• SET EXERCISE
Lines containing the string "this" are to be counted. Write only how many there are.

• LISTED RECORDS
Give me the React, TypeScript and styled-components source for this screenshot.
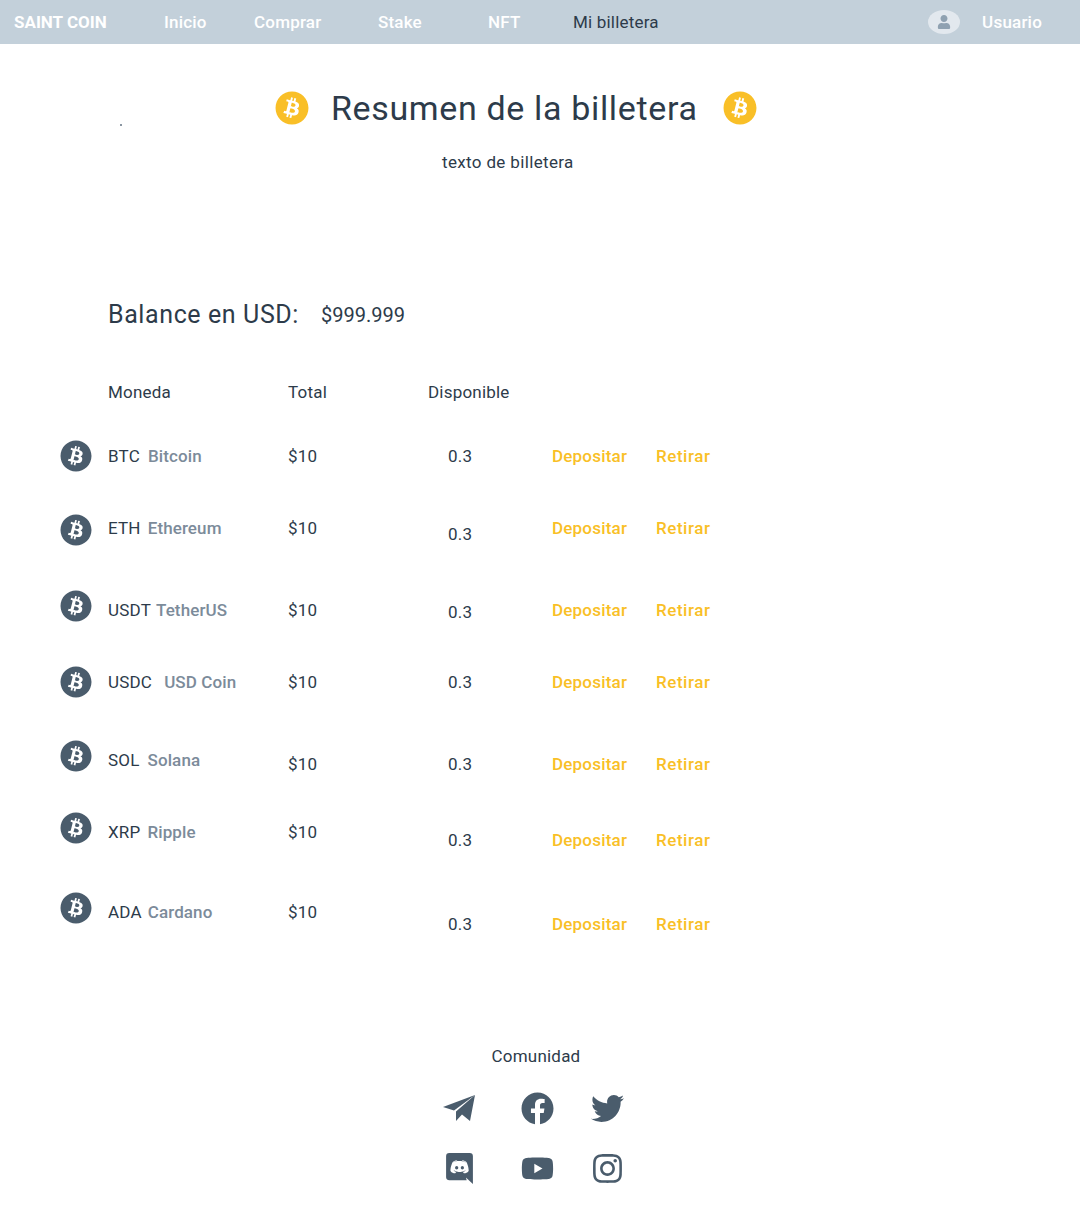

==

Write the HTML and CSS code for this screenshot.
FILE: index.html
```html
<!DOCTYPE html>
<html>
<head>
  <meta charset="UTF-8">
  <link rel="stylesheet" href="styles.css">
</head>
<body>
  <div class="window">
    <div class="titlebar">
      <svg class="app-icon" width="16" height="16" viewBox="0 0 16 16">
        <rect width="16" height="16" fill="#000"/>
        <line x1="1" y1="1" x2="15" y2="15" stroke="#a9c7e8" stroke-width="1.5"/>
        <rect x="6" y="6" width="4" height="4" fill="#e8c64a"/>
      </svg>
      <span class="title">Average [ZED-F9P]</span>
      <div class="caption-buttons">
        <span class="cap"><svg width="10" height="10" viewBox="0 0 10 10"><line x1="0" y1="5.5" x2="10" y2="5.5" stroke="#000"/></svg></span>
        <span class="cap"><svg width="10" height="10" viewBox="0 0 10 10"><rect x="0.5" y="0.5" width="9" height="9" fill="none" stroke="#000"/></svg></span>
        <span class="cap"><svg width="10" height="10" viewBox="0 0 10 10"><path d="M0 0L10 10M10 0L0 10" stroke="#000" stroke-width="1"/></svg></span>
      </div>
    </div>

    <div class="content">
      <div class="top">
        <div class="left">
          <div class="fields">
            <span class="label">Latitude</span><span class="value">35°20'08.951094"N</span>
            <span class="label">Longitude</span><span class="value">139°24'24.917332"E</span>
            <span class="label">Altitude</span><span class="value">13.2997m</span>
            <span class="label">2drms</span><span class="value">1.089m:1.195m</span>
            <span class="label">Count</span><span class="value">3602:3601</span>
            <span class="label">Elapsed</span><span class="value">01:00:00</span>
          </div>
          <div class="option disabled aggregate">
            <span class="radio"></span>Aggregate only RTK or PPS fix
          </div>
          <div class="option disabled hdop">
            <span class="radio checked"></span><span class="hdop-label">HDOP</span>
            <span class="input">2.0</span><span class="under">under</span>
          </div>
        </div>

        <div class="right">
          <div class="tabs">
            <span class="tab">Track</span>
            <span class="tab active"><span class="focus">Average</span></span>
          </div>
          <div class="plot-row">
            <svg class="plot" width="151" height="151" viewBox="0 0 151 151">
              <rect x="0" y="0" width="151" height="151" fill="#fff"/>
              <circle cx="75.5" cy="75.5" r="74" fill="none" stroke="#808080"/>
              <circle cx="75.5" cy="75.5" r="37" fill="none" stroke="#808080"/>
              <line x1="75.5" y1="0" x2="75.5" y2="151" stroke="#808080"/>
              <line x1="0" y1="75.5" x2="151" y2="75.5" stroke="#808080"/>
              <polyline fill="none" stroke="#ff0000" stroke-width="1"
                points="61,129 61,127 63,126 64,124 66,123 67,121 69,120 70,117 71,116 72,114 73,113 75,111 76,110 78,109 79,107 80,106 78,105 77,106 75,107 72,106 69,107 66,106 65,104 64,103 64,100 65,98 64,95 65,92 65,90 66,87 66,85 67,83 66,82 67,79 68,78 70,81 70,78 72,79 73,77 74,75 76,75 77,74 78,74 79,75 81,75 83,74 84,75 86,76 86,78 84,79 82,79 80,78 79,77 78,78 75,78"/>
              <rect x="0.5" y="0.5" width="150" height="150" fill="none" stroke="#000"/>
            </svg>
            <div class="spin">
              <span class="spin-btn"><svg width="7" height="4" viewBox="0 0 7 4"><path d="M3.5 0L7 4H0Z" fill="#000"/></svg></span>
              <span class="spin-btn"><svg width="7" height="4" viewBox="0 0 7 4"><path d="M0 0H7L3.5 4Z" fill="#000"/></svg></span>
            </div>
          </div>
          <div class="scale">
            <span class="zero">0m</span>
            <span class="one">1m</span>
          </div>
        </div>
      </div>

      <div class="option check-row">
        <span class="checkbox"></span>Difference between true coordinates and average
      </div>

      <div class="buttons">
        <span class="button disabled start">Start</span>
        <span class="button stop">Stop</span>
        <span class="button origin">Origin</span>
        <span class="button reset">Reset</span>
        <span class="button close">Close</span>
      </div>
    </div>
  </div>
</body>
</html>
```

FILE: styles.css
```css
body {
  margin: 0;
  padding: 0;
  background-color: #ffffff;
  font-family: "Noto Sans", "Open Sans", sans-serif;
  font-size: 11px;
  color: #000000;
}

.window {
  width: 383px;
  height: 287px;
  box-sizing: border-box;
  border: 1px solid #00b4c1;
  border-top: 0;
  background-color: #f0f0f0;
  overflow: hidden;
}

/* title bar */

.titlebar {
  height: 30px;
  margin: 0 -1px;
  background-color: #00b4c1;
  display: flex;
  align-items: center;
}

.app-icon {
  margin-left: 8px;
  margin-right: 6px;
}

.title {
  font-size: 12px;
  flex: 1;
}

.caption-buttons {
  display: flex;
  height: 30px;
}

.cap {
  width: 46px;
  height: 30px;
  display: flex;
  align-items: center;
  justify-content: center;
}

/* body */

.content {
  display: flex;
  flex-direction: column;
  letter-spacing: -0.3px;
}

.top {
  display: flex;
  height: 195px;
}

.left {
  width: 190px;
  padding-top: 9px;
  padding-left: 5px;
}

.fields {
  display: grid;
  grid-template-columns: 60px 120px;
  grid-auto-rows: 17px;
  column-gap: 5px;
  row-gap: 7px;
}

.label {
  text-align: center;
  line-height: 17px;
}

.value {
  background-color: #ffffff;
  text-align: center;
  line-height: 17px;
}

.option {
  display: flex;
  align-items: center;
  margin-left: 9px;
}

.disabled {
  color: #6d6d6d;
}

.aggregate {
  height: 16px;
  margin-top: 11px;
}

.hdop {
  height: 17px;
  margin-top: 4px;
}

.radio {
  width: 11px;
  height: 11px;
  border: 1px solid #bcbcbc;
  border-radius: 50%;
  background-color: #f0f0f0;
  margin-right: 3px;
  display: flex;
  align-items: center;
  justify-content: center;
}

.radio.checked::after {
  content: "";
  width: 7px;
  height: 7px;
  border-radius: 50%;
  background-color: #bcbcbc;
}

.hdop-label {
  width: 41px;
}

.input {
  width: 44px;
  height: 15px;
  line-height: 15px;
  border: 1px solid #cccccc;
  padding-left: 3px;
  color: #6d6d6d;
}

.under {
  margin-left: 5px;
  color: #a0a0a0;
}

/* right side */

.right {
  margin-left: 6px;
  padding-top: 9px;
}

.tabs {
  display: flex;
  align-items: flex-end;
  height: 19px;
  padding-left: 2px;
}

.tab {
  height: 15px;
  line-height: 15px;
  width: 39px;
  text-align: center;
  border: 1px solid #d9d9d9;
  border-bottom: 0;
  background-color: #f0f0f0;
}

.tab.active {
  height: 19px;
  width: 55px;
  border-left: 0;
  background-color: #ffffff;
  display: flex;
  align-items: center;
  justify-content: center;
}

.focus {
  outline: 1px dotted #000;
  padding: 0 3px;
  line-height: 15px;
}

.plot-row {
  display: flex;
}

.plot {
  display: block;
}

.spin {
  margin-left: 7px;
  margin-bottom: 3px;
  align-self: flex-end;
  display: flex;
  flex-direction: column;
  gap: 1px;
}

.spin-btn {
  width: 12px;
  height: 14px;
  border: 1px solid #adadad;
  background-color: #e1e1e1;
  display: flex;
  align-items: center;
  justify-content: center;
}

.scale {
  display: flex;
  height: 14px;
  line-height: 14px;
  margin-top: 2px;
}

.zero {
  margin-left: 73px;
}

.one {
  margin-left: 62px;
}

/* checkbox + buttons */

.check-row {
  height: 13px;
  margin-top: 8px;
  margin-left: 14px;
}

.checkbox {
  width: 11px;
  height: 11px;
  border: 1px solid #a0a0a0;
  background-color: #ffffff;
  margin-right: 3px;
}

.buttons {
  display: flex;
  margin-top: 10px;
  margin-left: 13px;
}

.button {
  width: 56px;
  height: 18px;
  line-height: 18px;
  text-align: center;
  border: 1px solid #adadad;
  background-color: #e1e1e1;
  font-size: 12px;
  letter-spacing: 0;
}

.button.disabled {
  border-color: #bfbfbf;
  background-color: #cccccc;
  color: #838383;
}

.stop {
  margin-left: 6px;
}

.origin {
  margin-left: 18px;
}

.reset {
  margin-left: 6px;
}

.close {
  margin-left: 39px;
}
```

• REPLY TO THE TASK
2